··· Information provided
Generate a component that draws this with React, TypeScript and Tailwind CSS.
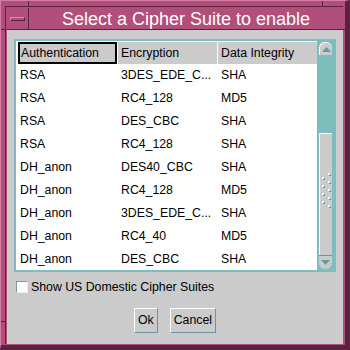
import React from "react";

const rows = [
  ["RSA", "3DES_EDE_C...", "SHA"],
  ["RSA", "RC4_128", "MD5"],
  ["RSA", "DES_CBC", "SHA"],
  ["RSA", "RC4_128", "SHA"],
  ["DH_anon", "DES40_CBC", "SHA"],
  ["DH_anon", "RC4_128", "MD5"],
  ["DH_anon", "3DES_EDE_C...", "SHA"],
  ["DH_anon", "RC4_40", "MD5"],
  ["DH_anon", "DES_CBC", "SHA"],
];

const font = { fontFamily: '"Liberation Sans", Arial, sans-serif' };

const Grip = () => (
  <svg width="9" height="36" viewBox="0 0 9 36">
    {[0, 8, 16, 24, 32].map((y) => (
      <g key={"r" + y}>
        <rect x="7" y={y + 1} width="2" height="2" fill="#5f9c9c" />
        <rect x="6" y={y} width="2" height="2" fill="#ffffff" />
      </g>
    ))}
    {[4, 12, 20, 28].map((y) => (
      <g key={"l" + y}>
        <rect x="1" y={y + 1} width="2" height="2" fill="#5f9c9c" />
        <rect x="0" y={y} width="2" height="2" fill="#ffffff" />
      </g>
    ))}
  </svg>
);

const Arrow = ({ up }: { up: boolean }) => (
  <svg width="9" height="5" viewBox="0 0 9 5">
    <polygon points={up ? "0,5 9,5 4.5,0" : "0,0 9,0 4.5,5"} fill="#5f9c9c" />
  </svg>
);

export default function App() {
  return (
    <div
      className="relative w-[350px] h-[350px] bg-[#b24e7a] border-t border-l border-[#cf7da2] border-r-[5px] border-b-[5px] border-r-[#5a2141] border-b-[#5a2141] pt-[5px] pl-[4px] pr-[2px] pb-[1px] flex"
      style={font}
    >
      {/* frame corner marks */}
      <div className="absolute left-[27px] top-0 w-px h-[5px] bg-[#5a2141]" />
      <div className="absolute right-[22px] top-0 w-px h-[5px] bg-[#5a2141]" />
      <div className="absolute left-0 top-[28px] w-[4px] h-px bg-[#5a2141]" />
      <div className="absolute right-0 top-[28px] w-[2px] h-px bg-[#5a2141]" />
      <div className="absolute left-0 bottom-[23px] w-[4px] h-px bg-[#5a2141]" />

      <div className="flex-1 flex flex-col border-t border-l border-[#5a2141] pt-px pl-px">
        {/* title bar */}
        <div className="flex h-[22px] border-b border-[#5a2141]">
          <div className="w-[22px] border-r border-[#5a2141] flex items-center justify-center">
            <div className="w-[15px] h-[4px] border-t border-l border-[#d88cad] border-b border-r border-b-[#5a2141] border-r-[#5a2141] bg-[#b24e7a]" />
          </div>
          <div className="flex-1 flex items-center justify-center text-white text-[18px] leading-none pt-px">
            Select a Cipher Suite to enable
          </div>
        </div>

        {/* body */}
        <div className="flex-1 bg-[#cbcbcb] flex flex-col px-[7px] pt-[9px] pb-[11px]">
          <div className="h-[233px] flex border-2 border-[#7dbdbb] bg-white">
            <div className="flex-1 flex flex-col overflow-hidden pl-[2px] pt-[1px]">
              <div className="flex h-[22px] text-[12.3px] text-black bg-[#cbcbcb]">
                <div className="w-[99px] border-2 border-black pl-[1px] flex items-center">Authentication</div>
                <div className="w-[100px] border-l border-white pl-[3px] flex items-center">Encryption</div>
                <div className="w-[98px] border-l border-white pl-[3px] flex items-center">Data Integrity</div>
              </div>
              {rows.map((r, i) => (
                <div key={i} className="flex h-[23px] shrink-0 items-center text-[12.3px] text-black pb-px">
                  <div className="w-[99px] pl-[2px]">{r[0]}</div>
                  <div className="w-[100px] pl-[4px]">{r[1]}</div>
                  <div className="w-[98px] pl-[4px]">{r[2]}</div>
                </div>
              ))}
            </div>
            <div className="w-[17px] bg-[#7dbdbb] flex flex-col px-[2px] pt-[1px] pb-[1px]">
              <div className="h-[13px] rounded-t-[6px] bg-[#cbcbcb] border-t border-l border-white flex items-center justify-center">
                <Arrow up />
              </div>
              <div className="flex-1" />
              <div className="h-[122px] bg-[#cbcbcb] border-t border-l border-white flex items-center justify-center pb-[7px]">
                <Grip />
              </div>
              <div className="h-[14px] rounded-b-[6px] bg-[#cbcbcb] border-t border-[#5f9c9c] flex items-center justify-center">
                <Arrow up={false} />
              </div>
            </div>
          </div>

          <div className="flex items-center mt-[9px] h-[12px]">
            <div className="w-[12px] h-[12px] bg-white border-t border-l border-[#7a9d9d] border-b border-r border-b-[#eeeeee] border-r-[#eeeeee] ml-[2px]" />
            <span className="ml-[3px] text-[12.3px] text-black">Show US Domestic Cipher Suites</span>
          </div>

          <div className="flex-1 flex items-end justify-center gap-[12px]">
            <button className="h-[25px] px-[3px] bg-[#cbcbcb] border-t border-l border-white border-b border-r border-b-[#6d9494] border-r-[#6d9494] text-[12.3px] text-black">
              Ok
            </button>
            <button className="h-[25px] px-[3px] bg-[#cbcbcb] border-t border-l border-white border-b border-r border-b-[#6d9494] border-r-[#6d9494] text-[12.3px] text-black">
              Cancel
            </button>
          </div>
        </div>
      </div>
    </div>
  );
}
······
**What to work on**
Go through the listing above and quote it exactly, apart from its images.

**Exercise solution**
Generate a component that draws this with React, TypeScript and Tailwind CSS.
import React from "react";

const rows = [
  ["RSA", "3DES_EDE_C...", "SHA"],
  ["RSA", "RC4_128", "MD5"],
  ["RSA", "DES_CBC", "SHA"],
  ["RSA", "RC4_128", "SHA"],
  ["DH_anon", "DES40_CBC", "SHA"],
  ["DH_anon", "RC4_128", "MD5"],
  ["DH_anon", "3DES_EDE_C...", "SHA"],
  ["DH_anon", "RC4_40", "MD5"],
  ["DH_anon", "DES_CBC", "SHA"],
];

const font = { fontFamily: '"Liberation Sans", Arial, sans-serif' };

const Grip = () => (
  <svg width="9" height="36" viewBox="0 0 9 36">
    {[0, 8, 16, 24, 32].map((y) => (
      <g key={"r" + y}>
        <rect x="7" y={y + 1} width="2" height="2" fill="#5f9c9c" />
        <rect x="6" y={y} width="2" height="2" fill="#ffffff" />
      </g>
    ))}
    {[4, 12, 20, 28].map((y) => (
      <g key={"l" + y}>
        <rect x="1" y={y + 1} width="2" height="2" fill="#5f9c9c" />
        <rect x="0" y={y} width="2" height="2" fill="#ffffff" />
      </g>
    ))}
  </svg>
);

const Arrow = ({ up }: { up: boolean }) => (
  <svg width="9" height="5" viewBox="0 0 9 5">
    <polygon points={up ? "0,5 9,5 4.5,0" : "0,0 9,0 4.5,5"} fill="#5f9c9c" />
  </svg>
);

export default function App() {
  return (
    <div
      className="relative w-[350px] h-[350px] bg-[#b24e7a] border-t border-l border-[#cf7da2] border-r-[5px] border-b-[5px] border-r-[#5a2141] border-b-[#5a2141] pt-[5px] pl-[4px] pr-[2px] pb-[1px] flex"
      style={font}
    >
      {/* frame corner marks */}
      <div className="absolute left-[27px] top-0 w-px h-[5px] bg-[#5a2141]" />
      <div className="absolute right-[22px] top-0 w-px h-[5px] bg-[#5a2141]" />
      <div className="absolute left-0 top-[28px] w-[4px] h-px bg-[#5a2141]" />
      <div className="absolute right-0 top-[28px] w-[2px] h-px bg-[#5a2141]" />
      <div className="absolute left-0 bottom-[23px] w-[4px] h-px bg-[#5a2141]" />

      <div className="flex-1 flex flex-col border-t border-l border-[#5a2141] pt-px pl-px">
        {/* title bar */}
        <div className="flex h-[22px] border-b border-[#5a2141]">
          <div className="w-[22px] border-r border-[#5a2141] flex items-center justify-center">
            <div className="w-[15px] h-[4px] border-t border-l border-[#d88cad] border-b border-r border-b-[#5a2141] border-r-[#5a2141] bg-[#b24e7a]" />
          </div>
          <div className="flex-1 flex items-center justify-center text-white text-[18px] leading-none pt-px">
            Select a Cipher Suite to enable
          </div>
        </div>

        {/* body */}
        <div className="flex-1 bg-[#cbcbcb] flex flex-col px-[7px] pt-[9px] pb-[11px]">
          <div className="h-[233px] flex border-2 border-[#7dbdbb] bg-white">
            <div className="flex-1 flex flex-col overflow-hidden pl-[2px] pt-[1px]">
              <div className="flex h-[22px] text-[12.3px] text-black bg-[#cbcbcb]">
                <div className="w-[99px] border-2 border-black pl-[1px] flex items-center">Authentication</div>
                <div className="w-[100px] border-l border-white pl-[3px] flex items-center">Encryption</div>
                <div className="w-[98px] border-l border-white pl-[3px] flex items-center">Data Integrity</div>
              </div>
              {rows.map((r, i) => (
                <div key={i} className="flex h-[23px] shrink-0 items-center text-[12.3px] text-black pb-px">
                  <div className="w-[99px] pl-[2px]">{r[0]}</div>
                  <div className="w-[100px] pl-[4px]">{r[1]}</div>
                  <div className="w-[98px] pl-[4px]">{r[2]}</div>
                </div>
              ))}
            </div>
            <div className="w-[17px] bg-[#7dbdbb] flex flex-col px-[2px] pt-[1px] pb-[1px]">
              <div className="h-[13px] rounded-t-[6px] bg-[#cbcbcb] border-t border-l border-white flex items-center justify-center">
                <Arrow up />
              </div>
              <div className="flex-1" />
              <div className="h-[122px] bg-[#cbcbcb] border-t border-l border-white flex items-center justify-center pb-[7px]">
                <Grip />
              </div>
              <div className="h-[14px] rounded-b-[6px] bg-[#cbcbcb] border-t border-[#5f9c9c] flex items-center justify-center">
                <Arrow up={false} />
              </div>
            </div>
          </div>

          <div className="flex items-center mt-[9px] h-[12px]">
            <div className="w-[12px] h-[12px] bg-white border-t border-l border-[#7a9d9d] border-b border-r border-b-[#eeeeee] border-r-[#eeeeee] ml-[2px]" />
            <span className="ml-[3px] text-[12.3px] text-black">Show US Domestic Cipher Suites</span>
          </div>

          <div className="flex-1 flex items-end justify-center gap-[12px]">
            <button className="h-[25px] px-[3px] bg-[#cbcbcb] border-t border-l border-white border-b border-r border-b-[#6d9494] border-r-[#6d9494] text-[12.3px] text-black">
              Ok
            </button>
            <button className="h-[25px] px-[3px] bg-[#cbcbcb] border-t border-l border-white border-b border-r border-b-[#6d9494] border-r-[#6d9494] text-[12.3px] text-black">
              Cancel
            </button>
          </div>
        </div>
      </div>
    </div>
  );
}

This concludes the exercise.